Cronaca

L'ultimo saluto a Nazza. Don Claudio:
"Sapeva guardare oltre la notizia"

Un puzzle composito per una Abbaziale di Santo Stefano gremita. Tanti tasselli di una vita che ne ha incrociate mille altre. Più che un funerale, una restituzione. E un senso profondo di gratitudine per Nazzareno Condina, il nostro Nazza, scomparso mercoledì a 54 anni dopo diciotto mesi di lotta contro un male che non perdona.

In prima fila, vicino alla moglie Cristina, alla mamma Iride, al papà Ferdinando (presente “in spirito” ma impossibilitato per motivi di salute, ndr), al fratello Stefano e al nipote Lorenzo e a tutti i parenti, i ragazzi di Casa Giardino e Suor Maria Buongiorno, coi quali aveva intessuto un sodalizio inscindibile, sempre nel segno dei più deboli.
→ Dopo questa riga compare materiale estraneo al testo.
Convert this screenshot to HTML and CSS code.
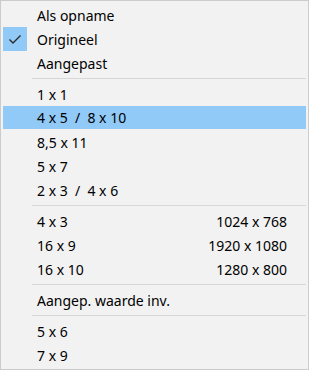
FILE: index.html
```
<!DOCTYPE html>
<html>
<head>
<meta charset="utf-8">
<link rel="stylesheet" href="styles.css">
</head>
<body>
<div class="menu">
  <div class="item"><span class="label">Als opname</span></div>
  <div class="item checked"><span class="check"><svg width="24" height="24" viewBox="0 0 24 24"><polyline points="6.5,12.5 10,16 17.5,8.5" fill="none" stroke="#2b2b2b" stroke-width="1.4"/></svg></span><span class="label">Origineel</span></div>
  <div class="item"><span class="label">Aangepast</span></div>
  <div class="sep"></div>
  <div class="item"><span class="label">1 x 1</span></div>
  <div class="item active"><span class="label">4 x 5  /  8 x 10</span></div>
  <div class="item"><span class="label">8,5 x 11</span></div>
  <div class="item"><span class="label">5 x 7</span></div>
  <div class="item"><span class="label">2 x 3  /  4 x 6</span></div>
  <div class="sep"></div>
  <div class="item"><span class="label">4 x 3</span><span class="right">1024 x 768</span></div>
  <div class="item"><span class="label">16 x 9</span><span class="right">1920 x 1080</span></div>
  <div class="item"><span class="label">16 x 10</span><span class="right">1280 x 800</span></div>
  <div class="sep"></div>
  <div class="item"><span class="label">Aangep. waarde inv.</span></div>
  <div class="sep"></div>
  <div class="item"><span class="label">5 x 6</span></div>
  <div class="item"><span class="label">7 x 9</span></div>
</div>
</body>
</html>
```
FILE: styles.css
```
html, body {
  margin: 0;
  padding: 0;
  background: #f2f2f2;
}
.menu {
  box-sizing: border-box;
  width: 309px;
  height: 370px;
  border: 1px solid #cccccc;
  background: #f2f2f2;
  padding: 2px;
  display: flex;
  flex-direction: column;
  font-family: "Noto Sans", "Open Sans", sans-serif;
  font-size: 14px;
  color: #000;
}
.item {
  position: relative;
  height: 24px;
  display: flex;
  align-items: center;
  padding-left: 34px;
  padding-right: 19px;
  white-space: pre;
}
.item.active {
  background: #91c9f7;
  height: 23px;
  margin-bottom: 1px;
}
.label {
  flex: 1;
}
.right {
  text-align: right;
}
.check {
  position: absolute;
  left: 0;
  top: 0;
  width: 24px;
  height: 24px;
  background: #91c9f7;
}
.check svg {
  display: block;
}
.sep {
  height: 1px;
  margin: 3px 0 3px 29px;
  background: #d7d7d7;
}
```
E poi la Croce Rossa, gli amici del Duomo e dell’oratorio Maffei, i colleghi, tra cui CR 1 col direttore Simone Arrighi e il direttore editoriale Lucio Dell’Angelo, tanti di coloro che con Nazzareno hanno avuto a che fare. E tante magliette “Andom”, qua e là, spuntate come il messaggio, rigorosamente al plurale, che Nazza aveva voluto lasciare. Tantissime le dichiarazioni di affetto e rimpianto espresse pubblicamente per una persona di rara umanità che ha saputo creare attorno a sé un circuito virtuoso di altruismo che non andrà perduto.

Nell’omelia don Claudio Rubagotti ha dipinto Nazzareno come una persona che “sapeva andare oltre il dato tecnico e biologico della notizia perché sapeva guardare alla poesia e al sogno. Più volte mi sono chiesto se valesse la pena fare i lavori di ristrutturazione del Duomo dei quali anche Nazza aveva scritto… Oggi questo Duomo pieno mi consola e ringrazio Nazza perché ci ha dato una risposta: ne è valsa la pena per accogliervi tutti qui per questo saluto”.

“Non so se Nazzareno fosse ateo, agnostico, cattolico – ha poi aggiunto don Claudio, andando ad affrontare quello che per molti era un rebus, dato che Nazza diceva di non credere ma in realtà sapeva legarsi ai sacerdoti, su tutti don Paolo Antonini e a suo modo portare avanti un messaggio evangelico -. Io so soltanto che due settimane fa all’hospice mi ha accolto. Abbiamo parlato, era vicino ai suoi cari, fiero della crescita di suo nipote ma anche consapevole. Mi disse: quando sarà, voglio che sia tu e in Duomo. E dinnanzi a questa volontà, io mi fermo”.

Il funerale è proseguito e si è chiuso con una serie di interventi di chi ha conosciuto bene Nazza, in varie vesti e varie occasioni. Perché, in fin dei conti, se ci pensiamo bene, la professione di giornalista consente di vivere anche la vita degli altri, o almeno di interessarsene, solidarizzare, conoscere. Sfumature di umanità varia che Nazzareno amava approfondire e spesso narrare. Riporteremo gli interventi, con un video integrale, in un articolo ad hoc, perché nulla vada perso.

Qui ci limitiamo, dovendo scegliere, a quello di don Maurizio Lucini, assistente spirituale dell’Hospice. “Si dice che una persona muore così come ha vissuto: le testimonianza di oggi danno ancora più valore a questa frase. Nazzareno ha rivelato il meglio di sé in una circostanza così dolorosa: quando stiamo morendo, ci mettiamo davanti agli altri esattamente come siamo e Nazzareno ha mostrato tutta la sua profondità spirituale. Ha fatto dei suoi ultimi giorni di vita un inno d’amore”.